Un cielo sin rastro de nubes derritió enseguida la escarcha acumulada sobre el coche, nuestra más flamante pertenencia, y me aseguré de que la próxima noche sería confortable alquilando un apartamento en San Miguel de una senecta dama alemana, viuda del doctor Oetker y administradora de sus famosas y nutritivas papillas. Nunca más me iba a pillar desprevenido el frío, y cuando pude hacerme con la primera casa payesa en condiciones instalé una estufa noruega de hierro colado que sería la envidia de todos, y permitió pasar los inviernos en camiseta, como tan insensatamente había prometido a mi chico el primer día. Para entonces traducía como una ametralladora, rondando las diez holandesas diarias, y en los siguientes trece años cayeron unos cuarenta libros, que daban para vivir con relativo desahogo la bohemia elegida. Tardé unos seis meses en conocer a las primeras personas fascinantes y frecuentar La Tierra, el bar más sensacional de cuantos haya visto, donde era raro no ligar amistosa o carnalmente, y poco a poco entré en los círculos que abastecían a la tribu de sus alimentos espirituales.

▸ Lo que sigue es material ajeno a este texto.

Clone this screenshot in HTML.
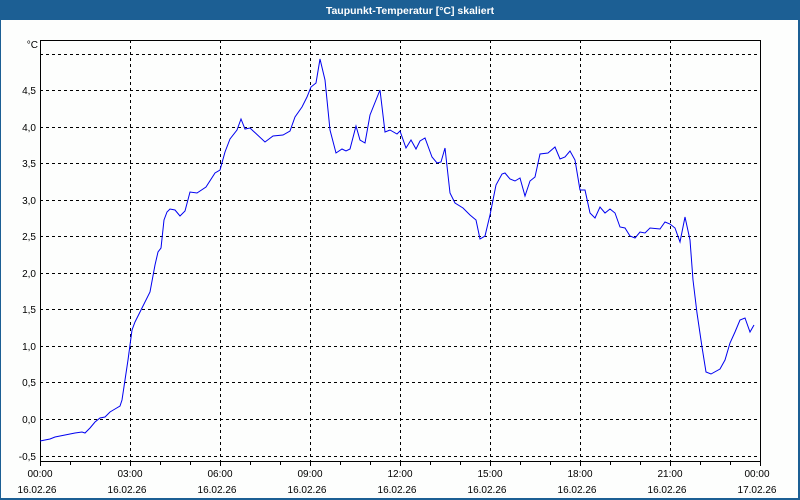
<!DOCTYPE html>
<html><head><meta charset="utf-8"><style>
html,body{margin:0;padding:0;width:800px;height:500px;overflow:hidden;background:#fdfefd}
</style></head><body>
<svg width="800" height="500" xmlns="http://www.w3.org/2000/svg" style="display:block">
<rect x="0" y="0" width="800" height="500" fill="#1c5f94"/>
<rect x="1" y="20" width="797" height="478" fill="#fdfefd"/>
<text x="410" y="14" fill="#fff" font-family="Liberation Sans, sans-serif" font-size="10.5" font-weight="bold" text-anchor="middle">Taupunkt-Temperatur [°C] skaliert</text>
<g stroke="#000" stroke-width="1" stroke-dasharray="3,3" shape-rendering="crispEdges">
<line x1="40" x2="760" y1="54.5" y2="54.5"/><line x1="40" x2="760" y1="90.5" y2="90.5"/>
<line x1="40" x2="760" y1="127.5" y2="127.5"/><line x1="40" x2="760" y1="163.5" y2="163.5"/>
<line x1="40" x2="760" y1="200.5" y2="200.5"/><line x1="40" x2="760" y1="236.5" y2="236.5"/>
<line x1="40" x2="760" y1="273.5" y2="273.5"/><line x1="40" x2="760" y1="309.5" y2="309.5"/>
<line x1="40" x2="760" y1="346.5" y2="346.5"/><line x1="40" x2="760" y1="382.5" y2="382.5"/>
<line x1="40" x2="760" y1="419.5" y2="419.5"/><line x1="40" x2="760" y1="456.5" y2="456.5"/>
<line y1="40" y2="461" x1="130.5" x2="130.5"/><line y1="40" y2="461" x1="220.5" x2="220.5"/>
<line y1="40" y2="461" x1="310.5" x2="310.5"/><line y1="40" y2="461" x1="400.5" x2="400.5"/>
<line y1="40" y2="461" x1="490.5" x2="490.5"/><line y1="40" y2="461" x1="580.5" x2="580.5"/>
<line y1="40" y2="461" x1="670.5" x2="670.5"/>
</g>
<g stroke="#000" stroke-width="1" shape-rendering="crispEdges" fill="none">
<rect x="40.5" y="40.5" width="720" height="421"/>
<path d="M40.5 461v5M70.5 461v4M100.5 461v4M130.5 461v5M160.5 461v4M190.5 461v4M220.5 461v5M250.5 461v4M280.5 461v4M310.5 461v5M340.5 461v4M370.5 461v4M400.5 461v5M430.5 461v4M460.5 461v4M490.5 461v5M520.5 461v4M550.5 461v4M580.5 461v5M610.5 461v4M640.5 461v4M670.5 461v5M700.5 461v4M730.5 461v4M760.5 461v5"/>
</g>
<polyline fill="none" stroke="#0000f0" stroke-width="1" points="40,441 50,439 55,437 65,435 75,433 82,432 85,433 90,428 95,422 100,418 105,417 110,412 115,409 120,406 122,400 125,380 128,360 132,330 135,322 140,312 150,292 155,265 158,252 161,248 164,220 167,212 170,209 175,210 180,216 185,211 190,192 197,193 206,187 215,173 220,170 225,152 230,139 237,130 241,119 245,129 250,128 265,142 273,136 283,135 290,131 295,117 302,107 307,97 311,87 316,83 320,59 325,80 330,130 336,153 342,149 346,151 350,149 356,126 360,140 365,143 370,115 380,90 385,132 390,130 397,134 400,131 406,148 411,140 416,149 420,141 425,138 432,157 437,163 441,162 445,148 450,193 455,203 463,208 470,215 476,220 480,239 485,236 490,215 496,185 502,174 505,173 510,179 515,181 520,178 525,196 530,181 535,177 540,154 548,153 555,147 560,159 565,157 570,151 575,160 580,190 585,190 590,213 595,218 600,207 605,213 610,209 615,213 620,227 625,228 630,236 635,238 640,232 645,233 650,228 660,229 665,222 670,224 675,228 680,242 685,217 690,240 693,280 697,313 702,347 706,372 711,374 720,369 725,360 730,343 735,332 740,320 745,318 750,332 754,325"/>
<g font-family="Liberation Sans, sans-serif" font-size="10" fill="#000" text-anchor="end">
<text x="38" y="48">°C</text>
<text x="36" y="94">4,5</text><text x="36" y="131">4,0</text><text x="36" y="167">3,5</text>
<text x="36" y="204">3,0</text><text x="36" y="240">2,5</text><text x="36" y="277">2,0</text>
<text x="36" y="313">1,5</text><text x="36" y="350">1,0</text><text x="36" y="386">0,5</text>
<text x="36" y="423">0,0</text><text x="36" y="460">-0,5</text>
</g>
<g font-family="Liberation Sans, sans-serif" font-size="10" fill="#000" text-anchor="middle">
<text x="40" y="477">00:00</text><text x="130" y="477">03:00</text><text x="220" y="477">06:00</text>
<text x="310" y="477">09:00</text><text x="400" y="477">12:00</text><text x="490" y="477">15:00</text>
<text x="580" y="477">18:00</text><text x="670" y="477">21:00</text><text x="757" y="477">00:00</text>
<text x="37" y="493">16.02.26</text><text x="127" y="493">16.02.26</text><text x="217" y="493">16.02.26</text>
<text x="307" y="493">16.02.26</text><text x="397" y="493">16.02.26</text><text x="487" y="493">16.02.26</text>
<text x="577" y="493">16.02.26</text><text x="667" y="493">16.02.26</text><text x="757" y="493">17.02.26</text>
</g>
</svg>
</body></html>
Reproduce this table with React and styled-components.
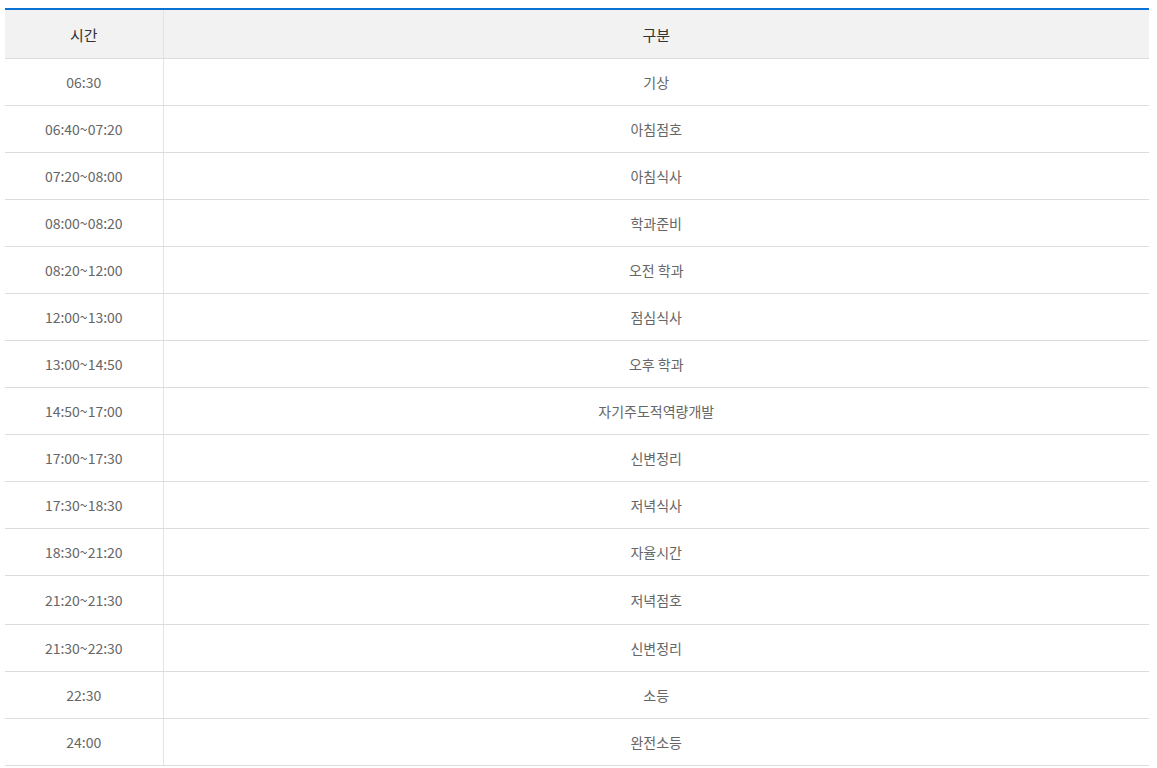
import React from "react";
import styled, { createGlobalStyle } from "styled-components";

const GlobalStyle = createGlobalStyle`
  html, body { margin: 0; padding: 0; background: #fff; }
  body { font-family: "Noto Sans CJK KR", "Noto Sans", sans-serif; }
`;

const Wrap = styled.div`
  padding: 8px 8px 0 5px;
`;

const Table = styled.table`
  width: 1144px;
  border-collapse: collapse;
  border-spacing: 0;
  border-top: 2px solid #0b72d3;
  table-layout: fixed;
`;

const Th = styled.th`
  height: 48px;
  padding: 0;
  background: #f2f2f2;
  color: #333;
  font-size: 15px;
  font-weight: 400;
  text-align: center;
  border-bottom: 1px solid #dcdcdc;
  border-left: 1px solid #e4e4e4;
  &:first-child { border-left: 0; }
`;

const Td = styled.td`
  height: ${(p) => (p.$tall ? 48 : 46)}px;
  padding: 0;
  color: #666;
  font-size: 14px;
  text-align: center;
  border-bottom: 1px solid #dcdcdc;
  border-left: 1px solid #e4e4e4;
  &:first-child { border-left: 0; }
`;

const rows = [
  ["06:30", "기상"],
  ["06:40~07:20", "아침점호"],
  ["07:20~08:00", "아침식사"],
  ["08:00~08:20", "학과준비"],
  ["08:20~12:00", "오전 학과"],
  ["12:00~13:00", "점심식사"],
  ["13:00~14:50", "오후 학과"],
  ["14:50~17:00", "자기주도적역량개발"],
  ["17:00~17:30", "신변정리"],
  ["17:30~18:30", "저녁식사"],
  ["18:30~21:20", "자율시간"],
  ["21:20~21:30", "저녁점호", true],
  ["21:30~22:30", "신변정리"],
  ["22:30", "소등"],
  ["24:00", "완전소등"],
];

export default function App() {
  return (
    <>
      <GlobalStyle />
      <Wrap>
        <Table>
          <colgroup>
            <col style={{ width: 158 }} />
            <col />
          </colgroup>
          <thead>
            <tr>
              <Th>시간</Th>
              <Th>구분</Th>
            </tr>
          </thead>
          <tbody>
            {rows.map(([t, d, tall], i) => (
              <tr key={i}>
                <Td $tall={tall}>{t}</Td>
                <Td $tall={tall}>{d}</Td>
              </tr>
            ))}
          </tbody>
        </Table>
      </Wrap>
    </>
  );
}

Una noche de luna llena en junio fui capaz por primera vez de copular en plena subida de ácido con una joven dama a quien acababa de conocer.

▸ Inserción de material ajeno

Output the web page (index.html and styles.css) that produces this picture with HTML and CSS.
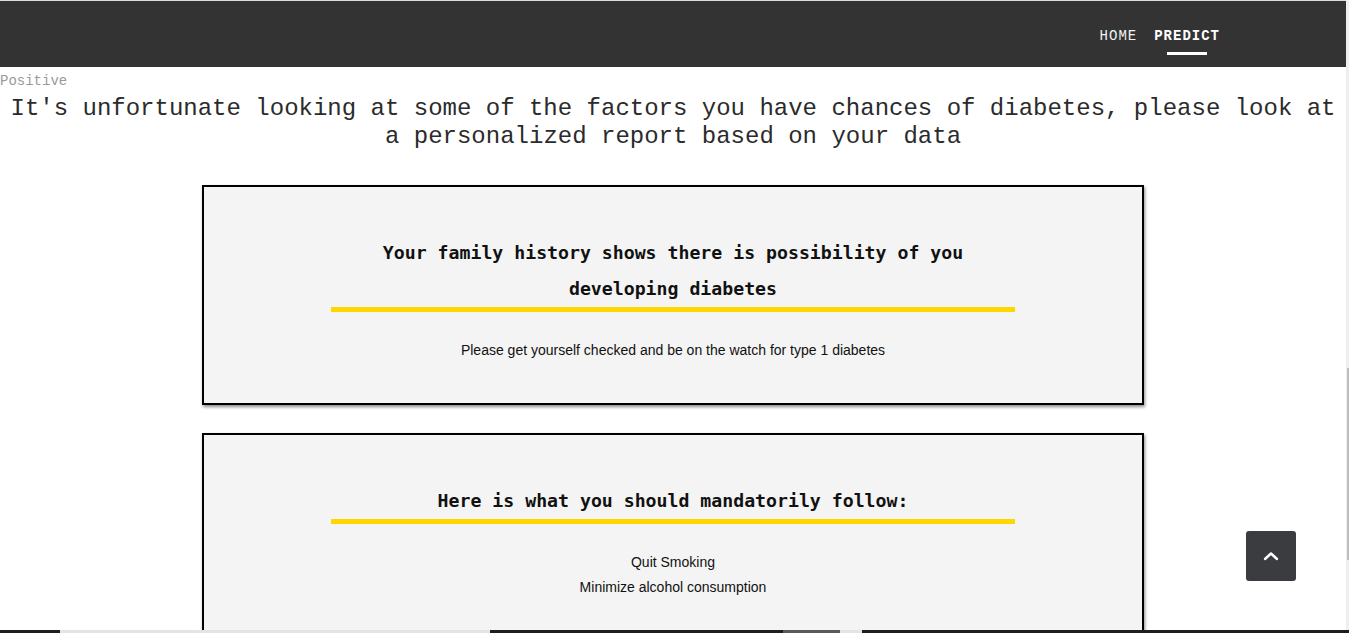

Hacia 1975 la isla alcanzó quizá el pináculo de su madurez, y una noche de luna llena en junio fui capaz por primera vez de copular en plena subida de ácido, en un aprisco perdido sobre los altos del valle de Morna, cerca de San Carlos, con una joven dama a quien acababa de conocer, sellando con la experiencia casi veinte años de amor apasionado. Cinco años antes, al dejar Madrid, solía justificar la aventura ibicenca por la asignatura pendiente de una “revolución sexual”, aunque para entonces esa extravagancia se había convertido en una especie de mano invisible que reunía a unos pocos centenares de personas, convencidas de que buscarse a sí mismo pasaba por combinar ese empeño ético con desobediencia civil ante el atropello de la Prohibición. Casi todos nos conocíamos más o menos de cerca, y que La Tierra hubiese perdido su alma con la marcha de Eileen, la dueña, fue una de las razones para abrir un bar en el campo con equipo para hacer música en vivo, donde siguiésemos viéndonos, y así nació Amnesia, una criatura de 1976. Una serie de casualidades me convirtieron en director y primer accionista del invento, pero unos meses como empresario del sector sobraron para entender que era incompatible con seguir estudiando y escribiendo, y me di por contento con recuperar el dinero puesto al comienzo.
Mucho más acorde con la vocación era entrar en la UNED, donde pude ser profesor a distancia hasta febrero de 1983, cuando el periódico de mayor tirada puso mi nombre bajo el titular “El catedrático de Ética es un traficante de droga dura”, y di con los huesos en la cárcel, para empezar con un trimestre de prisión preventiva. Se me imputaba dirigir una mafia hippie monopolizadora del negocio en la isla, cosa halagadora para quien había llegado allí queriendo contribuir como fuese al rechazo de la Prohibición, pero nada compatible con ser el padre de cuatro hijos o siquiera seguir viviendo, y el embrollo terminó con un año de vacaciones humildes aunque pagadas en el penal de Cuenca. Por fortuna, llevaba tiempo investigando la materia, y antes de cumplir estaba en las librerías el mamotreto llamado Historia general de las drogas, que me sacó de pobre al convertirse en obra de referencia. Muchos decidieron entonces que tenía razón acusando a la policía de montarme una trampa, cuyos amenos detalles quizá cuente algún día. Aquella etapa en una mal llamada celda de castigo –cuando se trata más bien de un cuarto tan incomunicado como conviene, dada la compañía disponible– fue una de las mejores en toda mi vida, porque oponer las armas del entendimiento al arsenal del energúmeno resultó un gustazo cotidiano.
Quizá la tenacidad paciente empezó a templarse durante la Nochevieja de 1970, cuando todo salía rematadamente mal y el gusanillo de la conciencia sugería retirada, volviendo al ICO y a la condición de intelectual transgresor sin necesidad de romper un plato, como los literastas. El humo, el frío y las ratas, sin olvidar el apoyo del primogénito, contribuyeron a algo tan poco frecuente como cambiar de rumbo en mitad de la travesía, crucial para quien solo podía encontrarse no separando la aventura y el proceso de acumular conocimientos. Eso lo sé ahora, cuando se acerca el medio siglo de aquello, y bendigo vivir estudiando la mayor parte de cada día, con la euforia de quien tiene la libido puesta en un objeto tan fiel e inmortal como el devenir de esto y aquello, qué pasó aquí y allá. Descubrí que lo imaginario nunca se acerca en audacia e inventiva a lo real, y aquella noche me puso en camino hacia la escritura donde sobran casi todos los adjetivos, comprendiendo que nombres y verbos son suficientes para describir. Las ristras de epítetos quedan reservadas a profetas, propagandistas y demás embaucadores, todos volcados en evitar que el lector saque sus propias conclusiones de la información disponible.